Фридрих хранил молчание, пока не убедился, что Альфред не намерен больше ничего говорить, а потом произнес:
— Итак, Альфред, вот такой у меня получился длинный ответ на ваш вежливый вопрос о моих делах — но, как видите, я люблю наблюдать все эти махинации психики и обсуждать их… Это больше, чем вы ожидали или хотели услышать?
— Это был более длинный ответ, чем я ожидал, но он был… настоящим, глубоким и чистосердечным. Меня восхищает то, как вы избегаете поверхностности, вы готовы делиться своими мыслями так честно и без смущения.
— А вы, Альфред, вы ведь тоже ушли глубоко в себя в конце нашего вчерашнего разговора. Какие-нибудь последствия были?
— Должен признаться, что у меня душа не на месте: я все еще пытаюсь осмыслить нашу беседу.
— Какая ее часть вам не ясна?
— Я говорю не о ясности идей — но о странном чувстве, которое возникло у меня, когда мы разговаривали. Я имею в виду, мы говорили совсем недолго — сколько? — вероятно, минут 40–45? И все же я вам столь многое открыл и чувствовал такую вовлеченность, такую странную… близость. Как будто я близко знаю вас всю мою жизнь.

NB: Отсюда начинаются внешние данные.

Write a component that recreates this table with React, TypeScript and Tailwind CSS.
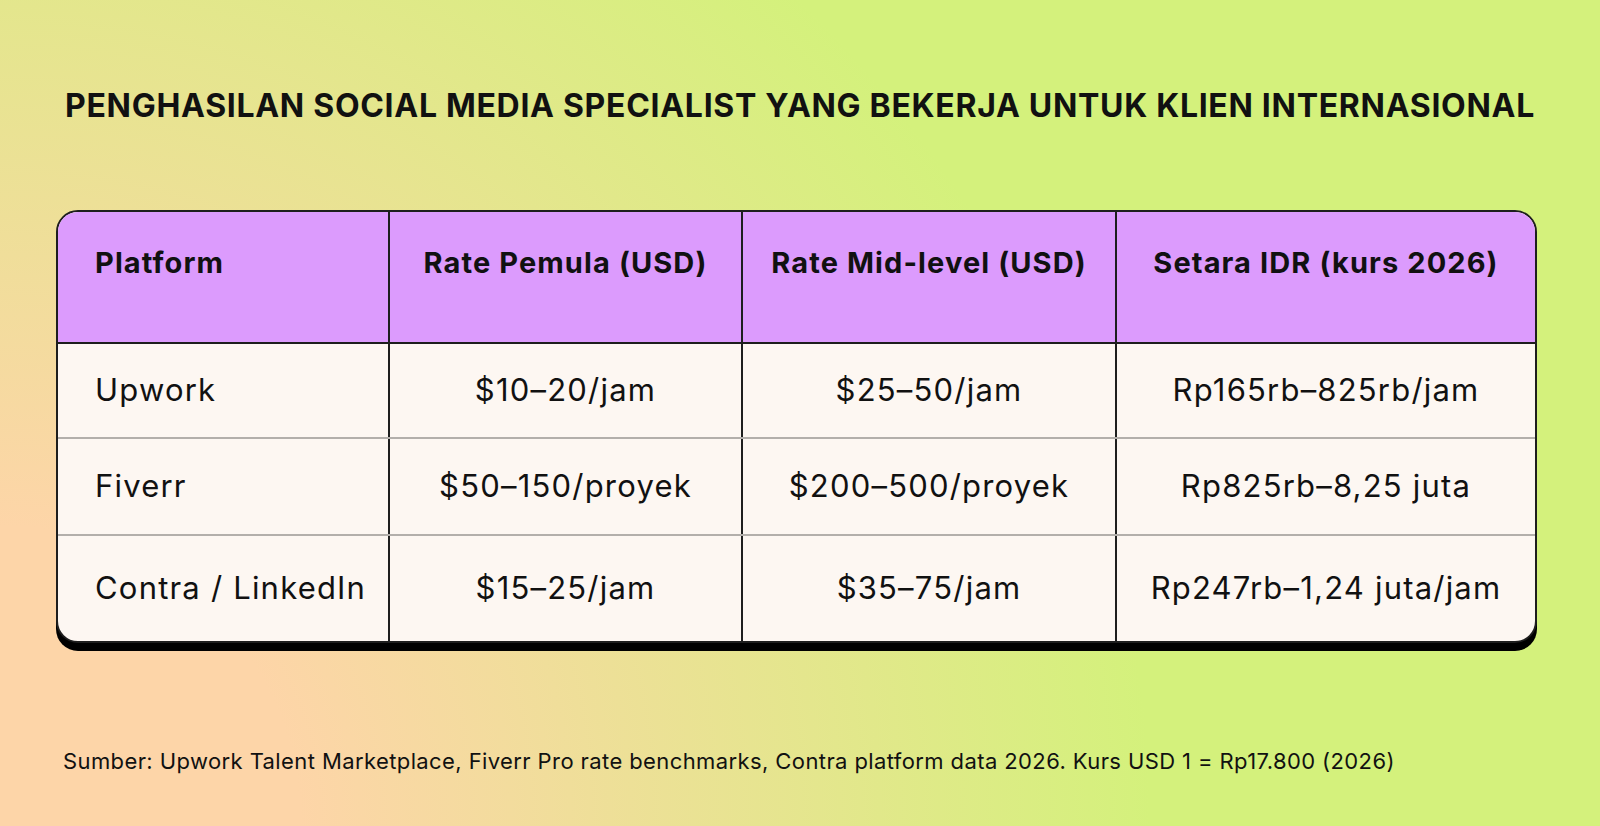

— Это чувство доставило вам неудобство?
— Оно смешанное. Мне было хорошо, потому что оно снизило остроту ощущения оторванности от корней, ощущения моей бездомности. Но мне было и неуютно из- за крайней необычности вчерашнего разговора: я уже не раз говорил — я никогда не вел столь интимных бесед и не доверялся незнакомцу так скоро.
— Но я вам не чужой — благодаря Эйгену… Или, скажем так, я — знакомый незнакомец, который имел доступ во внутренние уголки дома вашего детства.

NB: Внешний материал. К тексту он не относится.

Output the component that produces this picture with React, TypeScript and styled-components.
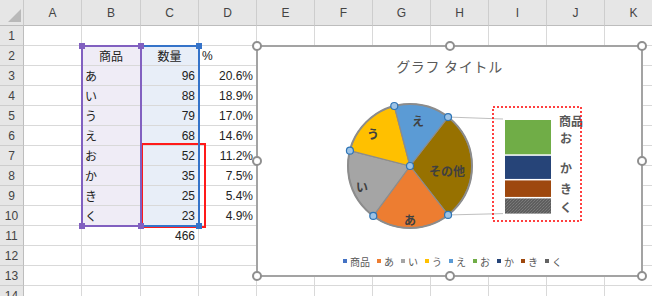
import styled, { createGlobalStyle } from 'styled-components';

const GlobalStyle = createGlobalStyle`
  *, *::before, *::after {
    box-sizing: border-box;
  }
  html, body {
    margin: 0;
    padding: 0;
    background: #ffffff;
    overflow: hidden;
  }
  body {
    font-family: "Liberation Sans", "Noto Sans CJK JP", sans-serif;
  }
`;

const COLS = ['A', 'B', 'C', 'D', 'E', 'F', 'G', 'H', 'I', 'J', 'K'];
const ROWS = 14;

const items = [
  { name: 'あ', qty: 96, color: '#ed7d31' },
  { name: 'い', qty: 88, color: '#a5a5a5' },
  { name: 'う', qty: 79, color: '#ffc000' },
  { name: 'え', qty: 68, color: '#5b9bd5' },
  { name: 'お', qty: 52, color: '#70ad47' },
  { name: 'か', qty: 35, color: '#264478' },
  { name: 'き', qty: 25, color: '#9e480e' },
  { name: 'く', qty: 23, color: '#636363' },
];
const total = items.reduce((s, i) => s + i.qty, 0);

type Align = 'left' | 'center' | 'right';
type CellData = { v: string; align?: Align };

// セルの中身
const cells: Record<string, CellData> = {
  B2: { v: '商品', align: 'center' },
  C2: { v: '数量', align: 'center' },
  D2: { v: '%' },
  C11: { v: String(total), align: 'right' },
};
items.forEach((it, i) => {
  const r = i + 3;
  cells['B' + r] = { v: it.name };
  cells['C' + r] = { v: String(it.qty), align: 'right' };
  cells['D' + r] = { v: ((it.qty / total) * 100).toFixed(1) + '%', align: 'right' };
});

const tintFor = (col: string, row: number) => {
  if (row < 2 || row > 10) return undefined;
  if (col === 'B') return '#efecf6';
  if (col === 'C') return '#e8eef8';
  return undefined;
};

const Sheet = styled.div`
  width: 652px;
  height: 296px;
  overflow: hidden;
  display: grid;
  grid-template-columns: 24px 58px 59px repeat(9, 58px);
  grid-template-rows: 26px repeat(14, 20px);
  font-size: 12px;
  color: #222;
`;

const Corner = styled.div`
  grid-column: 1;
  grid-row: 1;
  background: #e6e6e6;
  border-right: 1px solid #c9c9c9;
  border-bottom: 1px solid #bdbdbd;
  display: flex;
  align-items: flex-end;
  justify-content: flex-end;
  padding: 0 2px 3px 0;

  &::after {
    content: '';
    width: 0;
    height: 0;
    border-left: 13px solid transparent;
    border-bottom: 13px solid #b9b9b9;
  }
`;

const ColHead = styled.div<{ $c: number }>`
  grid-column: ${p => p.$c};
  grid-row: 1;
  background: #e6e6e6;
  border-right: 1px solid #cdcdcd;
  border-bottom: 1px solid #bdbdbd;
  display: flex;
  align-items: center;
  justify-content: center;
  color: #444;
  font-size: 12px;
`;

const RowHead = styled.div<{ $r: number }>`
  grid-column: 1;
  grid-row: ${p => p.$r};
  background: #e6e6e6;
  border-right: 1px solid #bdbdbd;
  border-bottom: 1px solid #cdcdcd;
  display: flex;
  align-items: center;
  justify-content: center;
  color: #444;
  font-size: 12px;
`;

const Cell = styled.div<{ $c: number; $r: number; $align: Align; $tint?: string }>`
  grid-column: ${p => p.$c};
  grid-row: ${p => p.$r};
  border-right: 1px solid #d9d9d9;
  border-bottom: 1px solid #d9d9d9;
  padding: 0 3px;
  display: flex;
  align-items: center;
  justify-content: ${p => (p.$align === 'right' ? 'flex-end' : p.$align === 'center' ? 'center' : 'flex-start')};
  background: ${p => p.$tint ?? 'transparent'};
  white-space: nowrap;
  color: #222;
`;

const Range = styled.div<{ $col: number; $rows: string; $color: string }>`
  grid-column: ${p => p.$col};
  grid-row: ${p => p.$rows};
  margin: -1px;
  border: 2px solid ${p => p.$color};
  position: relative;
  pointer-events: none;
`;

const RangeHandle = styled.span<{ $color: string; $x: 'l' | 'r'; $y: 't' | 'b' }>`
  position: absolute;
  width: 6px;
  height: 6px;
  background: ${p => p.$color};
  ${p => (p.$x === 'l' ? 'left: -4px;' : 'right: -4px;')}
  ${p => (p.$y === 't' ? 'top: -4px;' : 'bottom: -4px;')}
`;

const Marker = styled.div`
  grid-column: 4;
  grid-row: 8 / 12;
  margin: -3px -7px -2px 0;
  border: 2px solid #ff1a1a;
  pointer-events: none;
`;

const Chart = styled.div`
  grid-column: 6 / 13;
  grid-row: 3 / 16;
  align-self: start;
  justify-self: start;
  margin: -1px 0 0 -1px;
  width: 387px;
  height: 232px;
  border: 2px solid #a3a3a3;
  background: #ffffff;
  position: relative;
  display: flex;
  flex-direction: column;
`;

const HandleLayer = styled.div`
  position: absolute;
  inset: -1px;
  pointer-events: none;
`;

const ChartHandle = styled.span<{ $x: number; $y: number }>`
  position: absolute;
  left: calc(${p => p.$x}% - 5px);
  top: calc(${p => p.$y}% - 5px);
  width: 10px;
  height: 10px;
  border-radius: 50%;
  border: 2px solid #8f8f8f;
  background: #ffffff;
`;

const Title = styled.div`
  height: 34px;
  padding-top: 10px;
  line-height: 18px;
  text-align: center;
  font-family: "Noto Sans CJK JP", sans-serif;
  font-size: 14px;
  letter-spacing: 0.7px;
  color: #595959;
`;

const Plot = styled.svg`
  display: block;
  width: 383px;
  height: 168px;
`;

const SliceLabel = styled.text`
  font-family: "Noto Sans CJK JP", sans-serif;
  font-size: 12px;
  font-weight: 700;
  fill: #404040;
`;

const BarLabel = styled.text`
  font-family: "Noto Sans CJK JP", sans-serif;
  font-size: 12px;
  font-weight: 700;
  fill: #595959;
`;

const Legend = styled.div`
  margin-top: 2px;
  height: 20px;
  padding-left: 6px;
  display: flex;
  align-items: center;
  justify-content: center;
  gap: 7px;
  font-family: "Noto Sans CJK JP", sans-serif;
  font-size: 10px;
  color: #595959;
`;

const LegendItem = styled.span`
  display: flex;
  align-items: center;
  gap: 3px;
`;

const Swatch = styled.span<{ $color: string }>`
  width: 4px;
  height: 4px;
  background: ${p => p.$color};
`;

// 円グラフ（補助縦棒付き）
const CX = 152;
const CY = 119;
const R = 62;

const others = items.slice(4).reduce((s, i) => s + i.qty, 0);
const slices = [
  { name: 'その他', qty: others, color: '#977100', lx: 189, ly: 123 },
  { ...items[0], lx: 152, ly: 172 },
  { ...items[1], lx: 104, ly: 139 },
  { ...items[2], lx: 115, ly: 86 },
  { ...items[3], lx: 160, ly: 73 },
];

const pt = (deg: number) => {
  const a = (deg * Math.PI) / 180;
  return [CX + R * Math.sin(a), CY - R * Math.cos(a)];
};

let acc = 90 - (others / total) * 180;
const arcs = slices.map(s => {
  const start = acc;
  const end = acc + (s.qty / total) * 360;
  acc = end;
  const [x1, y1] = pt(start);
  const [x2, y2] = pt(end);
  return { ...s, start, d: `M${CX} ${CY} L${x1} ${y1} A${R} ${R} 0 0 1 ${x2} ${y2} Z` };
});

const BAR_X = 247;
const BAR_W = 46;
const BAR_TOP = 73;
const SCALE = 0.66;
const GAP = 1.5;
let by = BAR_TOP;
const bars = items.slice(4).map(it => {
  const h = it.qty * SCALE;
  const seg = { ...it, y: by, h };
  by += h + GAP;
  return seg;
});
const barBottom = by - GAP;

const legend = [{ name: '商品', color: '#4472c4' }, ...items];

function PieOfBar() {
  const top = pt(arcs[0].start);
  const bottom = pt(arcs[1].start);
  return (
    <Plot viewBox="0 34 383 168">
      <defs>
        <pattern id="grain" width="3" height="3" patternUnits="userSpaceOnUse">
          <rect width="3" height="3" fill="#5e5e5e" />
          <rect width="1" height="1" fill="#7d7d7d" />
          <rect x="2" y="1" width="1" height="1" fill="#777" />
          <rect x="1" y="2" width="1" height="1" fill="#727272" />
        </pattern>
      </defs>
      <line x1={top[0]} y1={top[1]} x2={BAR_X - 2} y2={BAR_TOP - 1} stroke="#bfbfbf" strokeWidth="1" />
      <line x1={bottom[0]} y1={bottom[1]} x2={BAR_X - 2} y2={barBottom} stroke="#bfbfbf" strokeWidth="1" />
      {arcs.map(a => (
        <path key={a.name} d={a.d} fill={a.color} stroke="#8c8c8c" strokeWidth="1.2" strokeLinejoin="round" />
      ))}
      <circle cx={CX} cy={CY} r={R} fill="none" stroke="#8c8c8c" strokeWidth="2" />
      {arcs.map(a => (
        <SliceLabel key={a.name + 'l'} x={a.lx} y={a.ly} textAnchor="middle" dominantBaseline="central">
          {a.name}
        </SliceLabel>
      ))}
      {[...arcs.map(a => pt(a.start)), [CX, CY]].map(([x, y], i) => (
        <circle key={i} cx={x} cy={y} r="3.5" fill="#9dc3e6" stroke="#2e75b6" strokeWidth="1.2" />
      ))}
      {bars.map(b => (
        <rect
          key={b.name}
          x={BAR_X}
          y={b.y}
          width={BAR_W}
          height={b.h}
          fill={b.name === 'く' ? 'url(#grain)' : b.color}
        />
      ))}
      <BarLabel x="301" y="73" dominantBaseline="central">商品</BarLabel>
      {bars.map(b => (
        <BarLabel key={b.name + 'l'} x="302" y={b.y + b.h / 2} dominantBaseline="central">
          {b.name}
        </BarLabel>
      ))}
      <rect x="235" y="60" width="88" height="114" fill="none" stroke="#ff0000" strokeWidth="1.5" strokeDasharray="2 2" />
    </Plot>
  );
}

export default function App() {
  const rowNums = Array.from({ length: ROWS }, (_, i) => i + 1);
  return (
    <>
      <GlobalStyle />
      <Sheet>
        <Corner />
        {COLS.map((c, ci) => (
          <ColHead key={c} $c={ci + 2}>{c}</ColHead>
        ))}
        {rowNums.map(r => [
          <RowHead key={'h' + r} $r={r + 1}>{r}</RowHead>,
          ...COLS.map((c, ci) => {
            const d = cells[c + r];
            return (
              <Cell key={c + r} $c={ci + 2} $r={r + 1} $align={d?.align ?? 'left'} $tint={tintFor(c, r)}>
                {d?.v}
              </Cell>
            );
          }),
        ])}

        <Range $col={4} $rows="3 / 12" $color="#3573c9">
          <RangeHandle $color="#3573c9" $x="r" $y="t" />
          <RangeHandle $color="#3573c9" $x="r" $y="b" />
        </Range>
        <Range $col={3} $rows="3 / 12" $color="#8160c0">
          <RangeHandle $color="#8160c0" $x="l" $y="t" />
          <RangeHandle $color="#8160c0" $x="r" $y="t" />
          <RangeHandle $color="#8160c0" $x="l" $y="b" />
          <RangeHandle $color="#8160c0" $x="r" $y="b" />
        </Range>
        <Marker />

        <Chart>
          <Title>グラフ タイトル</Title>
          <PieOfBar />
          <Legend>
            {legend.map(l => (
              <LegendItem key={l.name}>
                <Swatch $color={l.color} />
                {l.name}
              </LegendItem>
            ))}
          </Legend>
          <HandleLayer>
            {[
              [0, 0], [50, 0], [100, 0],
              [0, 50], [100, 50],
              [0, 100], [50, 100], [100, 100],
            ].map(([x, y]) => (
              <ChartHandle key={x + '-' + y} $x={x} $y={y} />
            ))}
          </HandleLayer>
        </Chart>
      </Sheet>
    </>
  );
}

— Я много о вас думал со вчерашнего дня, Фридрих. Мы подняли одну проблему, и я все гадаю, позволите ли вы задать вам личный вопрос…
— Конечно, конечно. Могли бы и не спрашивать: я люблю личные вопросы.
— Когда я спросил вас, как вы приобрели такие навыки в речи и исследовании психики, вы ответили, что дело в вашей медицинской подготовке. Однако я вспоминал всех врачей, которых знаю, и никто, ни один из них не выказывал и тени вашего дружелюбия. Для них их профессия — это работа: несколько беглых вопросов, никаких личных откровений. А потом они торопливо выписывают какой-нибудь таинственный латинский рецепт, после чего говорят: «Следующий пациент, пожалуйста!» Почему вы так отличаетесь от них, Фридрих?
— Я был с вами не вполне откровенен, Альфред, — ответил Фридрих, глядя собеседнику в глаза со своей обычной прямотой. — То есть я действительно врач-терапевт, но кое-что я от вас утаил: я также прошел полный курс психиатрии, и именно этот опыт сформировал мой способ мысли и речи.
— Но это же такой… безобидный факт! Зачем так тщательно скрывать его?
— В наши дни все больше и больше людей становятся нервными, скрытными и стремятся убраться подальше, когда узнают, что я психиатр. Бытует глупое представление о том, что психиатры видят насквозь все темные тайны души.